Monday, Oct. 07, 1974
Increasing the Risk
When the records of hospital patients are analyzed by a computer, the electronic brain sometimes makes surprising discoveries by collating and relating data that a human mind would take many years to process. This has happened in the Boston metropolitan area, where a Boston University team led by Dr. Hershel Jick analyzed the records of 25,000 patients admitted to 24 hospitals in 1972. The surprise finding, reported in the British medical journal the Lancet, is that women aged 50 or over who take certain types of medication to relieve mild cases of high blood pressure run a threefold increased risk of developing breast cancer.

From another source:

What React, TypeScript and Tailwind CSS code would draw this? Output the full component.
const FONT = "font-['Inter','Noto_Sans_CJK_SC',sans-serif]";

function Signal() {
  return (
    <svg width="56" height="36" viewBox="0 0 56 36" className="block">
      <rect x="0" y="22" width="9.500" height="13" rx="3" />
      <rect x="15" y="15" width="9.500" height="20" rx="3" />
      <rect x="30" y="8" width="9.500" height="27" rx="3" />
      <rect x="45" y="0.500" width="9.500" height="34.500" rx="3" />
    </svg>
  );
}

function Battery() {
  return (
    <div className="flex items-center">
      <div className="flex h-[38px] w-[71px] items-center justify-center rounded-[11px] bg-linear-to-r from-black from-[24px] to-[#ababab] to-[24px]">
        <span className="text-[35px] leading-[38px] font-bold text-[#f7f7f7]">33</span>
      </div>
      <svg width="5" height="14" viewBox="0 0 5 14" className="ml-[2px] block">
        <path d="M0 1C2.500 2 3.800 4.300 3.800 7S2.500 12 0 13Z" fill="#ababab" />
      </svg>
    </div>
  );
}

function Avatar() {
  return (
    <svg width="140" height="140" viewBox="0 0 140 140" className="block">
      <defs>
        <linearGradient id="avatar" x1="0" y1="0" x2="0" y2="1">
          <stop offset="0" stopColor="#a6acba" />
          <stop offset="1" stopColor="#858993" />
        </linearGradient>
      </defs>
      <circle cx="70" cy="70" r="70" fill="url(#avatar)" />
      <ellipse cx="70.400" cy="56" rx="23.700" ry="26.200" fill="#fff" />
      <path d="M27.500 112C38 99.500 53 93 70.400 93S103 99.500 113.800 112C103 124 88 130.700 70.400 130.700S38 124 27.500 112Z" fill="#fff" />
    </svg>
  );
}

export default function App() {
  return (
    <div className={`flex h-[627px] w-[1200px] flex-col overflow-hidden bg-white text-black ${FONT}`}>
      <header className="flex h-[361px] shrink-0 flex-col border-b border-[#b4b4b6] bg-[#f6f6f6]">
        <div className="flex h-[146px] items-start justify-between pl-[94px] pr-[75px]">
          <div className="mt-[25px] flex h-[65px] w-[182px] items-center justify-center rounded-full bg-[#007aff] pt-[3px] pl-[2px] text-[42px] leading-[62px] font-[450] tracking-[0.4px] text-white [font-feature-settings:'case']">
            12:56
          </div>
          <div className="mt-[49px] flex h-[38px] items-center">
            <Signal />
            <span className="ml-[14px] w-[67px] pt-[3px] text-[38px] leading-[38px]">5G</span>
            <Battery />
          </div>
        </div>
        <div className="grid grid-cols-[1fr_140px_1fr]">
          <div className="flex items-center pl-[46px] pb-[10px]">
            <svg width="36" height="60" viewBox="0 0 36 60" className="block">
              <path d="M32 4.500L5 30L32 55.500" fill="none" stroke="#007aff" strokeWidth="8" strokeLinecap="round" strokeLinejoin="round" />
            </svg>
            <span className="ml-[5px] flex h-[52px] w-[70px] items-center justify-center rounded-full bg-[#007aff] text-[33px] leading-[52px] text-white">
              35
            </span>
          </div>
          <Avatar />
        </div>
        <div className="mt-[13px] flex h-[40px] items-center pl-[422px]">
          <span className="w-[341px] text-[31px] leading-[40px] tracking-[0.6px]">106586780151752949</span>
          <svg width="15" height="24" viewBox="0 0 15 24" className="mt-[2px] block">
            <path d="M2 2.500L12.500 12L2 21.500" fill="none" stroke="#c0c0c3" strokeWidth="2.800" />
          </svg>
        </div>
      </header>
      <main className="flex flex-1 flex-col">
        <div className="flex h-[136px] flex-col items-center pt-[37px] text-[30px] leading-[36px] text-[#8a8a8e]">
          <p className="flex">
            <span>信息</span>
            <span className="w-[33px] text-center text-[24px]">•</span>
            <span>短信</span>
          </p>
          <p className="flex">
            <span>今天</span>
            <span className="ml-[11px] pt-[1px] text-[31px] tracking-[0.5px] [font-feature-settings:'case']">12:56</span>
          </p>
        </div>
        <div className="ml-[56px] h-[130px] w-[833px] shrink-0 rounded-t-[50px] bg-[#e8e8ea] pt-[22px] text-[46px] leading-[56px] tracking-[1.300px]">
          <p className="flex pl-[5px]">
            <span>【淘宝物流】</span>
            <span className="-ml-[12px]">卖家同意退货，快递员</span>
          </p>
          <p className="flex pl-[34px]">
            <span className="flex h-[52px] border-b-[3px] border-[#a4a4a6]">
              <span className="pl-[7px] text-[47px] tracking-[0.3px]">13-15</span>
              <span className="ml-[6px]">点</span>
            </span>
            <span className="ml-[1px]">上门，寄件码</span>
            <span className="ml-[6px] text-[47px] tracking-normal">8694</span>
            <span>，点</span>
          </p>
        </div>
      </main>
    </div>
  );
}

Some 10% to 20% of all U.S. women in the over-50 age group have some degree of hypertension, and hundreds of thousands of them are being medically treated for the condition. Most of these patients take a small daily dose of reserpine or a related alkaloid, both extracted from the roots of the Indian shrub, Rauwolfia serpentina. The rauwolfia products have been in use for 20 years, have generally been well tolerated in the dosage used by patients, and are inexpensive compared with newer medications for lowering blood pressure, such as guanethidine and methyldopa. The Boston team listed six products containing reserpine, usually in combination with a diuretic medication, that had been prescribed for the patients studied; dozens more are sold in the U.S. and other countries.
Cautious Checks. The investigators found that eleven, or 7.3%, of 150 women with newly diagnosed breast cancer had been taking reserpine medicines, whereas only 2.2% of 1,200 patients without breast cancer (but otherwise similar to the cancer-stricken women in age and other characteristics) had taken them. They reanalyzed their data to rule out hypertension itself as a cause or accelerator of breast cancer and also found no association with the alternative hypertension drugs. Cautious to a degree and determined not to be alarmist, the Boston group invited eminent epidemiologists in England and Finland to run a similar check. Their results were essentially the same.

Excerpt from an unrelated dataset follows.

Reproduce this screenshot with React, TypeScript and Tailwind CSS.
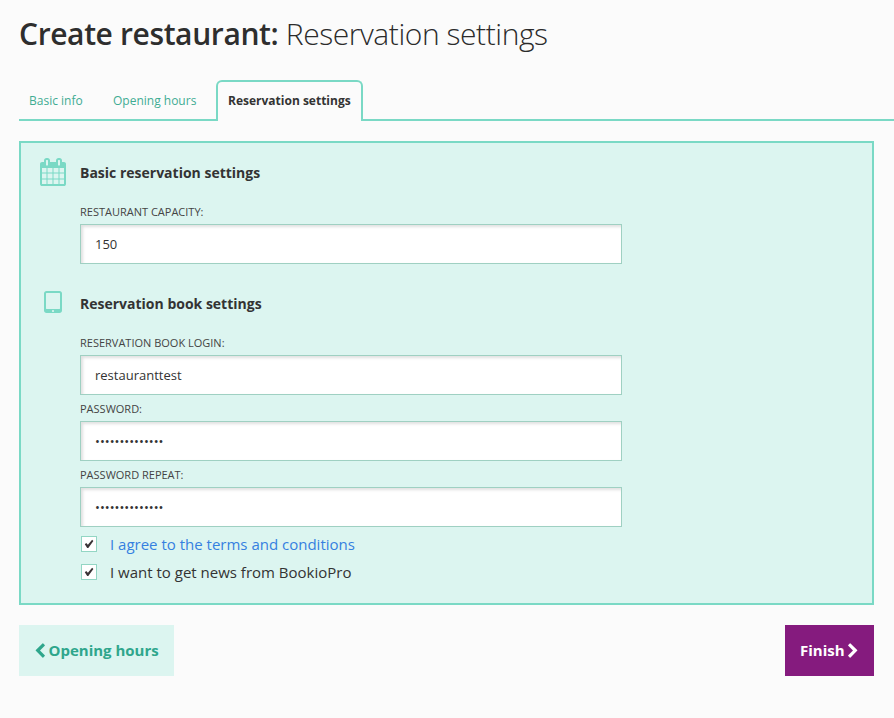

Theories as to how reserpine-type alkaloids might influence breast cancer are inconclusive. A leading U.S. cancer epidemiologist, Manhattan's Dr. Ernest L. Wynder, believes that the action is not to cause the cancer--that usually takes many years--but to stimulate or accelerate its development. A somber Lancet editorial suggests that doctors will now have to weigh the apparently greater risk of breast cancer against the advantages of lowering blood pressure for mature women.